If you haven’t heard about High West Distillery they are located in Park City Utah and, not surprisingly, the first legal distillery in Utah since prohibition (if I could gain a penny every time I use that designation!). Attached to the distillery is a beautiful saloon and restaurant making an out of the way trip a bit more appealing. Rendezvous Rye was the flagship brand and the first offering, much less their first huge successful whiskey. At 92 proof, non-chill filtered blend of a 16-year-old 80% rye whiskey with a 6-year-old 95% rye whiskey this whiskey won the 2008 winner of a Double Gold Medal at San Francisco Spirits competition. Now, the Double Rye, in the similar vein is a blend of a very young 2 year old high rye whiskey of 95% rye, and a 16 year old high rye whiskey of 53% (37% corn, 10% Barley Malt). And what we get with the Double Rye! Is possibly the most unique American whiskey I have ever had. Yes, you read that correctly. The most unique.

High West Double Rye! Whiskey Review:

Price: Around $35.00 for a 750ml bottle.

Packaging/Labeling: Western-y to say the least. High West have unique bottles to all their products, and I wouldn’t ever tell them to change it. Let’s just say it adds some diversity to your collection. 

Alcoholic Content: 46% abv, 92 proof. Happy with that!

Nose: Immediately hit by an incredibly distinct gin body. Transported into a spring forest with fresh honeydew and green cedar all around.
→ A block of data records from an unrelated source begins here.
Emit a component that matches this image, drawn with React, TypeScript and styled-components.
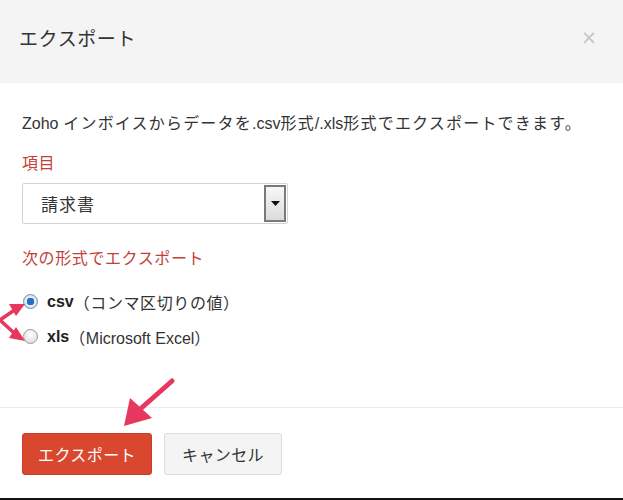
import React, { useState } from "react";
import styled, { createGlobalStyle } from "styled-components";

const GlobalStyle = createGlobalStyle`
  html, body {
    margin: 0;
    padding: 0;
    background: #ffffff;
  }
  body {
    font-family: "Noto Sans CJK JP", "Noto Sans", "Liberation Sans", sans-serif;
    color: #333;
  }
`;

const JP = `"Noto Sans CJK JP", "Noto Sans", sans-serif`;

const Modal = styled.div`
  position: relative;
  width: 623px;
  height: 500px;
  box-sizing: border-box;
  display: flex;
  flex-direction: column;
  background: #fff;
  border-bottom: 2px solid #111;
  overflow: hidden;
`;

const Header = styled.div`
  height: 83px;
  flex: none;
  box-sizing: border-box;
  background: #f4f4f4;
  display: flex;
  align-items: center;
  justify-content: space-between;
  padding: 0 26px 8px 19px;
`;

const Title = styled.h2`
  margin: 0;
  font-family: ${JP};
  font-weight: 400;
  font-size: 19px;
  color: #333;
  letter-spacing: 0.6px;
`;

const Close = styled.span`
  font-family: "DejaVu Sans", sans-serif;
  font-size: 19px;
  color: #c4c4c4;
  line-height: 1;
  cursor: pointer;
`;

const Body = styled.div`
  height: 324px;
  flex: none;
  box-sizing: border-box;
  padding: 29px 22px 0;
  display: flex;
  flex-direction: column;
`;

const Description = styled.p`
  margin: 0;
  font-size: 16px;
  line-height: 20px;
  letter-spacing: 1.2px;
  color: #333;
  white-space: nowrap;
`;

const Latin = styled.span`
  font-family: "Liberation Sans", sans-serif;
  letter-spacing: 0;
`;

const FieldLabel = styled.div<{ $top: number }>`
  margin-top: ${(p) => p.$top}px;
  font-size: 16px;
  line-height: 20px;
  color: #c23f3a;
  letter-spacing: 0.6px;
`;

const SelectBox = styled.div`
  margin-top: 11px;
  width: 266px;
  height: 41px;
  box-sizing: border-box;
  border: 1px solid #d4d4d4;
  border-radius: 2px;
  display: flex;
  align-items: center;
  justify-content: space-between;
  padding: 1px 1px 1px 18px;
  background: #fff;
`;

const SelectValue = styled.span`
  font-size: 17px;
  color: #333;
  letter-spacing: 1px;
`;

const DropButton = styled.span`
  width: 22px;
  height: 37px;
  box-sizing: border-box;
  border: 2px solid #7a7a7a;
  background: linear-gradient(#f7f7f7, #dcdcdc);
  display: flex;
  align-items: center;
  justify-content: center;
`;

const RadioGroup = styled.div`
  margin-top: 24px;
  display: flex;
  flex-direction: column;
  gap: 14px;
`;

const RadioRow = styled.label`
  display: flex;
  align-items: center;
  padding-left: 1px;
  height: 21px;
  font-size: 16px;
  color: #333;
  cursor: pointer;
`;

const RadioInput = styled.input`
  appearance: none;
  margin: 0 9px 0 0;
  width: 15px;
  height: 15px;
  border-radius: 50%;
  border: 1px solid #9a9a9a;
  background: radial-gradient(circle at 50% 35%, #ffffff, #d6d6d6);
  box-sizing: border-box;
  flex: none;
  &:checked {
    background: radial-gradient(circle, #1e74c8 0 3px, #2a5f9a 3.5px, #e8eef4 4px, #d6dde4 7px);
    border-color: #6d8fb3;
  }
`;

const Strong = styled.b`
  font-family: "Liberation Sans", sans-serif;
  font-weight: 700;
  font-size: 16px;
  color: #222;
`;

const RadioText = styled.span`
  letter-spacing: 0.6px;
`;

const Footer = styled.div`
  flex: 1;
  border-top: 1px solid #ebebeb;
  padding: 25px 22px 0;
  display: flex;
  align-items: flex-start;
  gap: 12px;
`;

const Button = styled.button<{ $primary?: boolean }>`
  height: 42px;
  box-sizing: border-box;
  border-radius: 3px;
  font-family: ${JP};
  font-size: 16px;
  letter-spacing: 0.4px;
  white-space: nowrap;
  cursor: pointer;
  padding: 0;
  width: ${(p) => (p.$primary ? 130 : 118)}px;
  border: 1px solid ${(p) => (p.$primary ? "#c93e27" : "#dcdcdc")};
  background: ${(p) => (p.$primary ? "#d9472f" : "#f4f4f4")};
  color: ${(p) => (p.$primary ? "#fff" : "#333")};
`;

const Overlay = styled.svg`
  position: absolute;
  left: 0;
  top: 0;
  pointer-events: none;
`;

function Arrows() {
  const c = "#e8375f";
  return (
    <Overlay width={623} height={500} viewBox="0 0 623 500">
      {/* small arrows pointing at radio buttons */}
      <path d="M0 320 L13 311" stroke={c} strokeWidth={3.5} strokeLinecap="round" />
      <polygon points="25,304 9,304 16,316" fill={c} />
      <path d="M0 320 L13 332" stroke={c} strokeWidth={3.5} strokeLinecap="round" />
      <polygon points="25,341 16,327 9,338" fill={c} />
      {/* large arrow to export button */}
      <path d="M172 381 L138 411" stroke={c} strokeWidth={5} strokeLinecap="round" />
      <polygon points="124,426 130,398 152,418" fill={c} />
    </Overlay>
  );
}

export default function App() {
  const [format, setFormat] = useState("csv");

  return (
    <>
      <GlobalStyle />
      <Modal>
        <Header>
          <Title>エクスポート</Title>
          <Close>×</Close>
        </Header>
        <Body>
          <Description>
            <Latin>Zoho</Latin> インボイスからデータを<Latin>.csv</Latin>形式<Latin>/.xls</Latin>
            形式でエクスポートできます。
          </Description>
          <FieldLabel $top={18}>項目</FieldLabel>
          <SelectBox>
            <SelectValue>請求書</SelectValue>
            <DropButton>
              <svg width="9" height="5" viewBox="0 0 9 5">
                <polygon points="0,0 9,0 4.5,5" fill="#111" />
              </svg>
            </DropButton>
          </SelectBox>
          <FieldLabel $top={23}>次の形式でエクスポート</FieldLabel>
          <RadioGroup>
            <RadioRow>
              <RadioInput
                type="radio"
                name="format"
                checked={format === "csv"}
                onChange={() => setFormat("csv")}
              />
              <Strong>csv</Strong>
              <RadioText>（コンマ区切りの値）</RadioText>
            </RadioRow>
            <RadioRow>
              <RadioInput
                type="radio"
                name="format"
                checked={format === "xls"}
                onChange={() => setFormat("xls")}
              />
              <Strong>xls</Strong>
              <RadioText>
                （<Latin>Microsoft Excel</Latin>）
              </RadioText>
            </RadioRow>
          </RadioGroup>
        </Body>
        <Footer>
          <Button $primary>エクスポート</Button>
          <Button>キャンセル</Button>
        </Footer>
        <Arrows />
      </Modal>
    </>
  );
}
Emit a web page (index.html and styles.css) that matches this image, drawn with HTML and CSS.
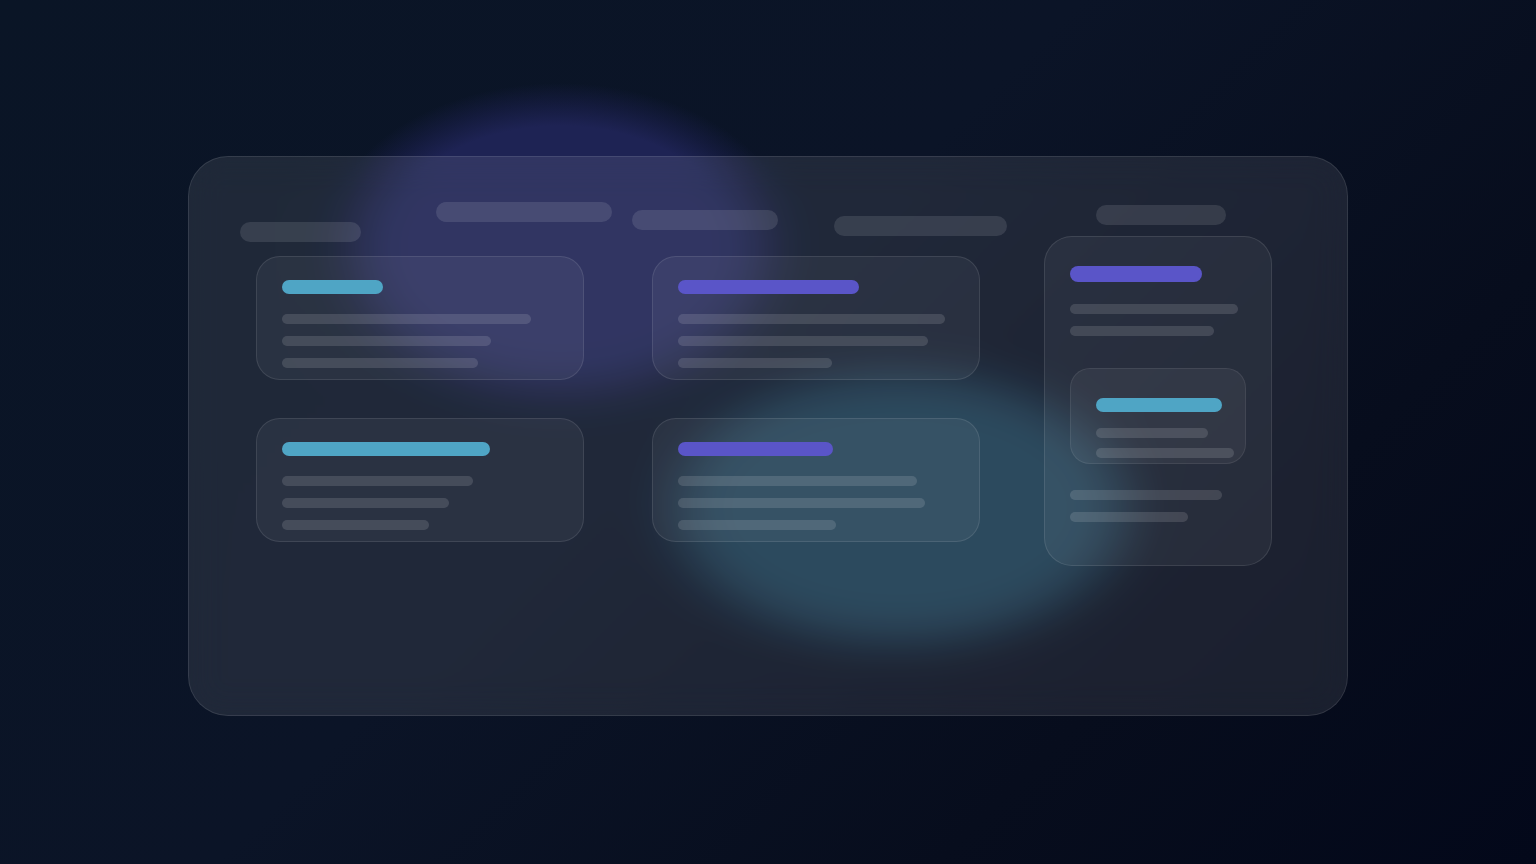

If it wasn’t for the slight oak coming through one could have fooled me into thinking this was some other kind of spirit. A beautiful nose.

Palate: Dark, burnt sugars explode with a rye sweetness. Opens large on the tongue with the gin botanicals and fresh pine leaves, providing a wonderful bitterness yet nothing overly tannic. Extensive and long finish.

Finish: This redefines what a rye can be. Honestly I have never tasted a whiskey this unusual – truly “unique” as some reviewers have put it. And the secret is in the great divide of age. You get the youth and vigor of the very young two year old, but the rare maturity of a 16 year old rye.
This is the beauty of a blended whiskey. You could not get these flavors without the melding of the two together. I cannot say this is for everyone, but if you want something completely different from your normal routine try this outstanding whiskey.